### What is being asked
Reproduce all of the data exactly.

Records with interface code
---

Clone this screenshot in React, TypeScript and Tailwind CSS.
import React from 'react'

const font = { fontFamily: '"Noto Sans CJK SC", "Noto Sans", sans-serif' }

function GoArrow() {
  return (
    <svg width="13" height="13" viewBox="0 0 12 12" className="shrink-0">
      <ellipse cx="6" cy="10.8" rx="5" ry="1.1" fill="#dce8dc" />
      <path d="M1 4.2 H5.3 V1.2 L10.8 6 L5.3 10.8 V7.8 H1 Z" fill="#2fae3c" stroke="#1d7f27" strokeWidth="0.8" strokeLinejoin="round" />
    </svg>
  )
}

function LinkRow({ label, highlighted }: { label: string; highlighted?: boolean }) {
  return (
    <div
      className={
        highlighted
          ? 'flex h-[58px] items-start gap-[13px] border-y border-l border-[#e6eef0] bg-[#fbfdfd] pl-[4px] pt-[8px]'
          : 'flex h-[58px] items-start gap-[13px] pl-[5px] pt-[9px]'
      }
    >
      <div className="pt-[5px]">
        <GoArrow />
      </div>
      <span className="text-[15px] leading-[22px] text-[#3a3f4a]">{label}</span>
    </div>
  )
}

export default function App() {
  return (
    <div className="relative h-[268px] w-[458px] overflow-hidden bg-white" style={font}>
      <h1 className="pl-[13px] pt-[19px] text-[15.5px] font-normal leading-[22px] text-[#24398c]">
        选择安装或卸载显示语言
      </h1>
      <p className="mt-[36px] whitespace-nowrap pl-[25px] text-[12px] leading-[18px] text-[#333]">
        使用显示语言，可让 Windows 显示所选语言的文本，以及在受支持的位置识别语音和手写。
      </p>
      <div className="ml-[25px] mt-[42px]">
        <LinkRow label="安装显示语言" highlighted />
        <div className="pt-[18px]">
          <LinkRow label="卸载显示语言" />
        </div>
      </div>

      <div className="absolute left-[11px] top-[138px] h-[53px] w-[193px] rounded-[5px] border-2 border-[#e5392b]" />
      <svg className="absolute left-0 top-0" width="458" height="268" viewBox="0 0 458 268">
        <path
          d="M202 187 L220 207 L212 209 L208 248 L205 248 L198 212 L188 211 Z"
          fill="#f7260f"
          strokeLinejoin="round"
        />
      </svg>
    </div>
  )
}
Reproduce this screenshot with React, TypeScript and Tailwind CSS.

---

### Right answer
Clone this screenshot in React, TypeScript and Tailwind CSS.
import React from 'react'

const font = { fontFamily: '"Noto Sans CJK SC", "Noto Sans", sans-serif' }

function GoArrow() {
  return (
    <svg width="13" height="13" viewBox="0 0 12 12" className="shrink-0">
      <ellipse cx="6" cy="10.8" rx="5" ry="1.1" fill="#dce8dc" />
      <path d="M1 4.2 H5.3 V1.2 L10.8 6 L5.3 10.8 V7.8 H1 Z" fill="#2fae3c" stroke="#1d7f27" strokeWidth="0.8" strokeLinejoin="round" />
    </svg>
  )
}

function LinkRow({ label, highlighted }: { label: string; highlighted?: boolean }) {
  return (
    <div
      className={
        highlighted
          ? 'flex h-[58px] items-start gap-[13px] border-y border-l border-[#e6eef0] bg-[#fbfdfd] pl-[4px] pt-[8px]'
          : 'flex h-[58px] items-start gap-[13px] pl-[5px] pt-[9px]'
      }
    >
      <div className="pt-[5px]">
        <GoArrow />
      </div>
      <span className="text-[15px] leading-[22px] text-[#3a3f4a]">{label}</span>
    </div>
  )
}

export default function App() {
  return (
    <div className="relative h-[268px] w-[458px] overflow-hidden bg-white" style={font}>
      <h1 className="pl-[13px] pt-[19px] text-[15.5px] font-normal leading-[22px] text-[#24398c]">
        选择安装或卸载显示语言
      </h1>
      <p className="mt-[36px] whitespace-nowrap pl-[25px] text-[12px] leading-[18px] text-[#333]">
        使用显示语言，可让 Windows 显示所选语言的文本，以及在受支持的位置识别语音和手写。
      </p>
      <div className="ml-[25px] mt-[42px]">
        <LinkRow label="安装显示语言" highlighted />
        <div className="pt-[18px]">
          <LinkRow label="卸载显示语言" />
        </div>
      </div>

      <div className="absolute left-[11px] top-[138px] h-[53px] w-[193px] rounded-[5px] border-2 border-[#e5392b]" />
      <svg className="absolute left-0 top-0" width="458" height="268" viewBox="0 0 458 268">
        <path
          d="M202 187 L220 207 L212 209 L208 248 L205 248 L198 212 L188 211 Z"
          fill="#f7260f"
          strokeLinejoin="round"
        />
      </svg>
    </div>
  )
}
Reproduce this screenshot with React, TypeScript and Tailwind CSS.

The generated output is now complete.